**PROBLEM DETAILS**. Gather the lines that hold the string "components".

---+---

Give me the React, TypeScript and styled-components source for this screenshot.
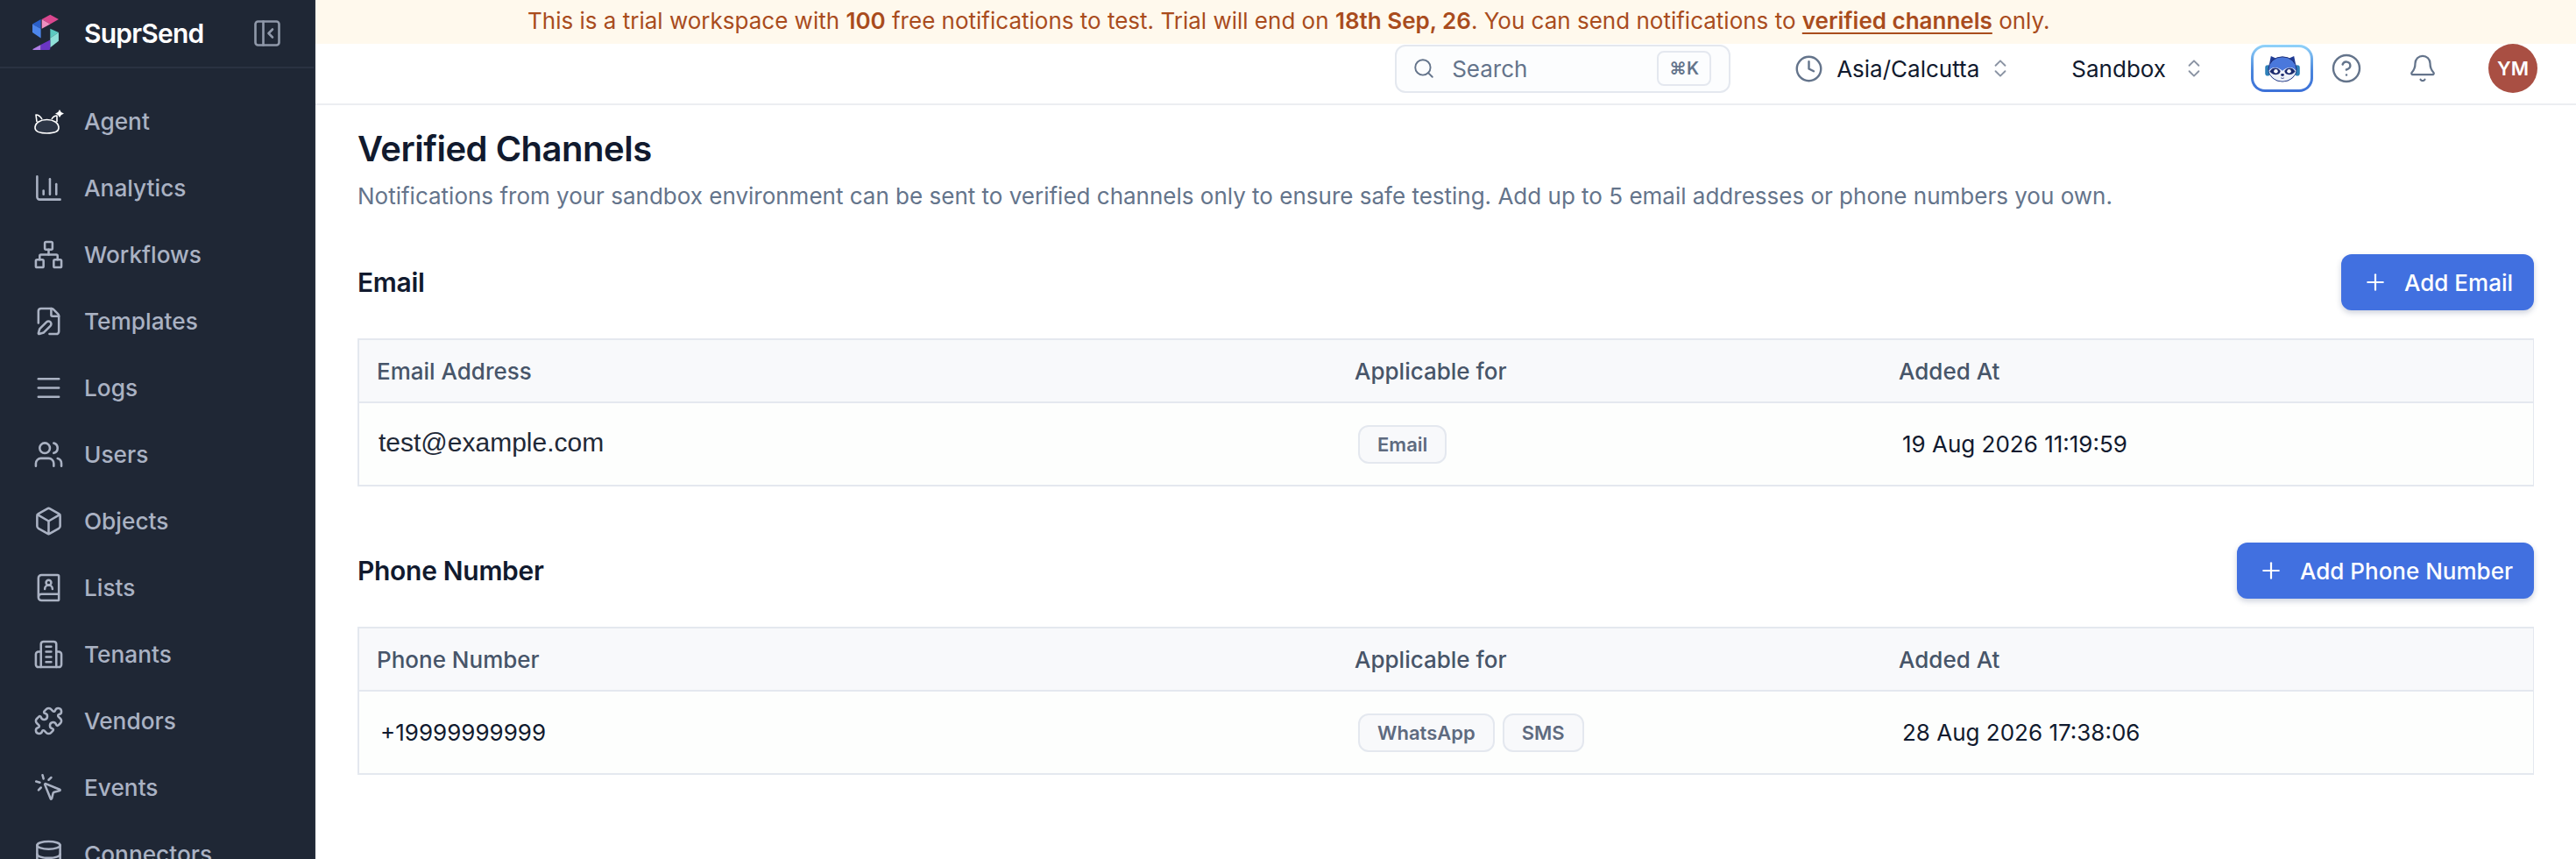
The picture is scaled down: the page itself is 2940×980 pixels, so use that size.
import React from 'react'
import styled, { createGlobalStyle } from 'styled-components'
import {
  Bell,
  BookUser,
  Box,
  ChartColumn,
  ChevronsUpDown,
  CircleHelp,
  Clock,
  Database,
  FilePen,
  Menu,
  MousePointerClick,
  Network,
  PanelLeftClose,
  Plus,
  Puzzle,
  Search,
  Users,
} from 'lucide-react'

const GlobalStyle = createGlobalStyle`
  html, body {
    margin: 0;
    width: 2940px;
    height: 980px;
    overflow: hidden;
    background: #fff;
    font-family: Inter, "Noto Sans", sans-serif;
  }
`

const Page = styled.div`
  display: grid;
  grid-template-columns: 360px 1fr;
  width: 2940px;
  height: 980px;
  overflow: hidden;
`
const Sidebar = styled.aside`
  background: #1f2735;
  box-sizing: border-box;
  border-right: 2px solid #252d3b;
  overflow: hidden;
`
const Brand = styled.div`
  display: flex;
  align-items: center;
  height: 76px;
  padding-left: 37px;
  border-bottom: 2px solid #2a3241;
`
const LogoMark = styled.svg`
  flex: none;
  margin-top: -4px;
`
const BrandName = styled.span`
  margin-left: 28px;
  width: 191px;
  color: #fff;
  font-size: 30px;
  font-weight: 600;
  letter-spacing: -0.8px;
`
const Collapse = styled.span`
  display: flex;
  color: #8f98a9;
`
const Nav = styled.nav`
  padding-top: 22px;
`
const NavItem = styled.div`
  display: flex;
  align-items: center;
  height: 76px;
  padding-left: 38px;
  gap: 23px;
  color: #aab2c3;
  font-size: 26.25px;
  font-weight: 500;

  svg {
    flex: none;
  }
`
const Main = styled.main`
  display: flex;
  flex-direction: column;
  min-width: 0;
`
const Banner = styled.div`
  height: 50px;
  line-height: 48px;
  padding-left: 242px;
  background: #fff9ed;
  color: #a94c1d;
  font-size: 26px;

  b {
    font-weight: 600;
  }
  u {
    font-weight: 600;
    text-underline-offset: 4px;
  }
`
const Topbar = styled.header`
  display: flex;
  align-items: center;
  justify-content: flex-end;
  box-sizing: border-box;
  height: 70px;
  padding: 0 44px 12px 0;
  border-bottom: 2px solid #eceef1;
`
const SearchBox = styled.div`
  display: flex;
  align-items: center;
  box-sizing: border-box;
  width: 383px;
  height: 55px;
  padding: 0 20px 0 18px;
  border: 2px solid #e4e8ef;
  border-radius: 12px;
  background: #fcfdfe;
  color: #64748b;
  font-size: 26px;
`
const SearchLabel = styled.span`
  flex: 1;
  margin-left: 19px;
`
const Kbd = styled.kbd`
  display: flex;
  align-items: center;
  justify-content: center;
  width: 62px;
  height: 40px;
  box-sizing: border-box;
  border: 2px solid #e4e8ef;
  border-radius: 8px;
  color: #64748b;
  font-family: Inter, "DejaVu Sans", sans-serif;
  font-size: 20px;
  font-weight: 600;
`
const Picker = styled.div<{ $left: number }>`
  display: flex;
  align-items: center;
  margin-left: ${(p) => p.$left}px;
  color: #111a2e;
  font-size: 26px;
`
const PickerLabel = styled.span<{ $left?: number; $right: number }>`
  margin: 0 ${(p) => p.$right}px 0 ${(p) => p.$left ?? 0}px;
`
const Muted = styled.span<{ $left?: number }>`
  display: flex;
  margin-left: ${(p) => p.$left ?? 0}px;
  color: #64748b;
`
const ChevronWrap = styled.span`
  display: flex;
  color: #8a93a3;
`
const AgentButton = styled.div`
  display: flex;
  align-items: center;
  justify-content: center;
  box-sizing: border-box;
  width: 71px;
  height: 54px;
  margin-left: 52px;
  border: 3px solid transparent;
  border-radius: 16px;
  background:
    linear-gradient(#fff, #fff) padding-box,
    linear-gradient(180deg, #92d4fa 0%, #4a86dc 55%, #3c70d8 100%) border-box;
`
const Avatar = styled.div`
  display: flex;
  align-items: center;
  justify-content: center;
  width: 56px;
  height: 56px;
  margin-left: 58px;
  border-radius: 50%;
  background: #a94f43;
  color: #fff;
  font-size: 22px;
  font-weight: 600;
`
const Content = styled.div`
  padding: 20px 48px 0 48px;
`
const Title = styled.h1`
  margin: 0;
  color: #111a2e;
  font-size: 40px;
  line-height: 60px;
  font-weight: 600;
  letter-spacing: -0.5px;
`
const Description = styled.p`
  margin: 4px 0 0;
  color: #64748b;
  font-size: 26px;
  line-height: 40px;
`
const SectionHead = styled.div<{ $top: number }>`
  display: flex;
  align-items: center;
  justify-content: space-between;
  margin-top: ${(p) => p.$top}px;
`
const SectionTitle = styled.h2`
  margin: 0;
  color: #111a2e;
  font-size: 30px;
  font-weight: 600;
  letter-spacing: -0.3px;
`
const AddButton = styled.button`
  display: flex;
  align-items: center;
  gap: 18px;
  height: 64px;
  padding: 0 24px 0 24px;
  border: 0;
  border-radius: 12px;
  background: #4170e0;
  box-shadow: 0 3px 6px rgba(30, 50, 100, 0.22);
  color: #fff;
  font-family: inherit;
  font-size: 26px;
  font-weight: 500;
`
const Table = styled.div`
  margin-top: 32px;
  border: 2px solid #e4e8ef;
  border-right-width: 1px;
`
const Row = styled.div<{ $head?: boolean }>`
  display: grid;
  grid-template-columns: 1116px 621px 1fr;
  align-items: center;
  box-sizing: border-box;
  height: ${(p) => (p.$head ? 72 : 93)}px;
  padding-left: 20px;
  background: ${(p) => (p.$head ? '#f8f9fb' : '#fdfefd')};
  border-bottom: ${(p) => (p.$head ? '2px solid #e4e8ef' : '0')};
`
const HeadCell = styled.div`
  color: #475569;
  font-size: 26px;
  font-weight: 500;
`
const EmailCell = styled.div`
  padding-left: 2px;
  color: #1f2937;
  font-family: "Liberation Sans", Arial, sans-serif;
  font-size: 30px;
  margin-top: -4px;
`
const PhoneCell = styled.div`
  padding-left: 4px;
  color: #111a2e;
  font-size: 26px;
`
const DateCell = styled.div`
  padding-left: 4px;
  color: #111a2e;
  font-size: 26px;
`
const Badges = styled.div`
  display: flex;
  gap: 9px;
  padding-left: 4px;
`
const Badge = styled.span`
  box-sizing: border-box;
  height: 44px;
  line-height: 40px;
  padding: 0 20px;
  border: 2px solid #e4e8ef;
  border-radius: 12px;
  background: #f8f9fb;
  color: #5e6a7f;
  font-size: 22px;
  font-weight: 600;
`

const Logo = () => (
  <LogoMark width="31" height="42" viewBox="8 4 29 38">
    <polygon points="18,10 27,5 36,10 27,15" fill="#d9478f" />
    <polygon points="18,10 27,15 18,20" fill="#ee8fc0" />
    <polygon points="8,15 17,10 17,20" fill="#2a5fc9" />
    <polygon points="8,15 17,20 17,30 8,24" fill="#4d86ec" />
    <polygon points="27,20 36,24 27,30" fill="#5cc9c0" />
    <polygon points="36,24 36,33 27,40 27,30" fill="#8fe0d8" />
    <polygon points="8,42 17,37 17,47" fill="#b07ee6" />
    <polygon points="17,37 27,32 27,42 17,47" fill="#6b36c4" />
  </LogoMark>
)

const AgentIcon = () => (
  <svg width="35" height="35" viewBox="0 0 35 35" fill="none" stroke="#fff" strokeWidth="1.6" strokeLinejoin="round">
    <path d="M4 18 L3 10 Q7 10 10 15" />
    <path d="M21 15 Q23 11 27 11 L27 18" />
    <path d="M2 25 C2 19 8 15.5 15.5 15.5 C23 15.5 29 19 29 25 C29 29 23 31 15.5 31 C8 31 2 29 2 25 Z" fill="#2d3646" />
    <path d="M30 4 L31.8 7 L35 8.5 L31.8 10.2 L30 13 L28.2 10.2 L25 8.5 L28.2 7 Z" fill="#fff" stroke="none" />
  </svg>
)

const TenantIcon = () => (
  <svg width="35" height="35" viewBox="0 0 24 24" fill="none" stroke="currentColor" strokeWidth="1.75" strokeLinecap="round" strokeLinejoin="round">
    <path d="M6 22V4a2 2 0 0 1 2-2h8a2 2 0 0 1 2 2v18Z" />
    <path d="M6 10H4a2 2 0 0 0-2 2v8a2 2 0 0 0 2 2h2" />
    <path d="M18 10h2a2 2 0 0 1 2 2v8a2 2 0 0 1-2 2h-2" />
    <path d="M10 6h4M10 10h4M10 14h4M10 18h4" />
  </svg>
)

const Raccoon = () => (
  <svg width="42" height="32" viewBox="0 0 44 34">
    <rect x="1" y="13" width="6" height="13" rx="3" fill="#2e80b8" />
    <rect x="37" y="13" width="6" height="13" rx="3" fill="#2e80b8" />
    <polygon points="6,12 8,2 17,6" fill="#1f3a94" />
    <polygon points="38,12 36,2 27,6" fill="#1f3a94" />
    <ellipse cx="22" cy="18" rx="17" ry="15" fill="#4a78dc" stroke="#1c2a6e" strokeWidth="1" />
    <path d="M5.5 20 C9 14 17 15 22 20 C27 15 35 14 38.5 20 C37 28 29 32.5 22 32.5 C15 32.5 7 28 5.5 20 Z" fill="#eef1f8" />
    <path d="M6.5 21 C9 15 16.5 15 19.5 20 C19.5 25 12 27 6.5 21 Z" fill="#1c2a6e" />
    <path d="M37.5 21 C35 15 27.5 15 24.5 20 C24.5 25 32 27 37.5 21 Z" fill="#1c2a6e" />
    <circle cx="14" cy="20.5" r="2.4" fill="#fff" />
    <circle cx="30" cy="20.5" r="2.4" fill="#fff" />
    <ellipse cx="22" cy="25" rx="2" ry="1.5" fill="#1c2a6e" />
    <path d="M20 28.5 Q22 30 24 28.5" stroke="#1c2a6e" strokeWidth="0.8" fill="none" />
  </svg>
)

const navItems: { label: string; icon: React.ReactNode }[] = [
  { label: 'Agent', icon: <AgentIcon /> },
  { label: 'Analytics', icon: <ChartColumn size={35} strokeWidth={1.75} /> },
  { label: 'Workflows', icon: <Network size={35} strokeWidth={1.75} /> },
  { label: 'Templates', icon: <FilePen size={35} strokeWidth={1.75} /> },
  { label: 'Logs', icon: <Menu size={35} strokeWidth={1.75} /> },
  { label: 'Users', icon: <Users size={35} strokeWidth={1.75} /> },
  { label: 'Objects', icon: <Box size={35} strokeWidth={1.75} /> },
  { label: 'Lists', icon: <BookUser size={35} strokeWidth={1.75} /> },
  { label: 'Tenants', icon: <TenantIcon /> },
  { label: 'Vendors', icon: <Puzzle size={35} strokeWidth={1.75} /> },
  { label: 'Events', icon: <MousePointerClick size={35} strokeWidth={1.75} /> },
  { label: 'Connectors', icon: <Database size={35} strokeWidth={1.75} /> },
]

const App = () => {
  return (
    <Page>
      <GlobalStyle />
      <Sidebar>
        <Brand>
          <Logo />
          <BrandName>SuprSend</BrandName>
          <Collapse>
            <PanelLeftClose size={36} strokeWidth={1.75} />
          </Collapse>
        </Brand>
        <Nav>
          {navItems.map((item) => (
            <NavItem key={item.label}>
              {item.icon}
              {item.label}
            </NavItem>
          ))}
        </Nav>
      </Sidebar>
      <Main>
        <Banner>
          This is a trial workspace with <b>100</b> free notifications to test. Trial will end on{' '}
          <b>18th Sep, 26</b>. You can send notifications to <u>verified channels</u> only.
        </Banner>
        <Topbar>
          <SearchBox>
            <Search size={26} strokeWidth={1.75} />
            <SearchLabel>Search</SearchLabel>
            <Kbd>⌘K</Kbd>
          </SearchBox>
          <Picker $left={73}>
            <Muted>
              <Clock size={33} strokeWidth={1.75} />
            </Muted>
            <PickerLabel $left={15} $right={11}>
              Asia/Calcutta
            </PickerLabel>
            <ChevronWrap>
              <ChevronsUpDown size={26} strokeWidth={1.75} />
            </ChevronWrap>
          </Picker>
          <Picker $left={68}>
            <PickerLabel $right={19}>Sandbox</PickerLabel>
            <ChevronWrap>
              <ChevronsUpDown size={26} strokeWidth={1.75} />
            </ChevronWrap>
          </Picker>
          <AgentButton>
            <Raccoon />
          </AgentButton>
          <Muted $left={20}>
            <CircleHelp size={36} strokeWidth={1.6} />
          </Muted>
          <Muted $left={52}>
            <Bell size={34} strokeWidth={1.6} />
          </Muted>
          <Avatar>YM</Avatar>
        </Topbar>
        <Content>
          <Title>Verified Channels</Title>
          <Description>
            Notifications from your sandbox environment can be sent to verified channels only to ensure safe testing.
            Add up to 5 email addresses or phone numbers you own.
          </Description>

          <SectionHead $top={46}>
            <SectionTitle>Email</SectionTitle>
            <AddButton>
              <Plus size={30} strokeWidth={1.75} />
              Add Email
            </AddButton>
          </SectionHead>
          <Table>
            <Row $head>
              <HeadCell>Email Address</HeadCell>
              <HeadCell>Applicable for</HeadCell>
              <HeadCell>Added At</HeadCell>
            </Row>
            <Row>
              <EmailCell>test@example.com</EmailCell>
              <Badges>
                <Badge>Email</Badge>
              </Badges>
              <DateCell>19 Aug 2026 11:19:59</DateCell>
            </Row>
          </Table>

          <SectionHead $top={64}>
            <SectionTitle>Phone Number</SectionTitle>
            <AddButton>
              <Plus size={30} strokeWidth={1.75} />
              Add Phone Number
            </AddButton>
          </SectionHead>
          <Table>
            <Row $head>
              <HeadCell>Phone Number</HeadCell>
              <HeadCell>Applicable for</HeadCell>
              <HeadCell>Added At</HeadCell>
            </Row>
            <Row>
              <PhoneCell>+19999999999</PhoneCell>
              <Badges>
                <Badge>WhatsApp</Badge>
                <Badge>SMS</Badge>
              </Badges>
              <DateCell>28 Aug 2026 17:38:06</DateCell>
            </Row>
          </Table>
        </Content>
      </Main>
    </Page>
  )
}

export default App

---+---

**RESULT OF THE EXERCISE**.
Give me the React, TypeScript and styled-components source for this screenshot.
import styled, { createGlobalStyle } from 'styled-components'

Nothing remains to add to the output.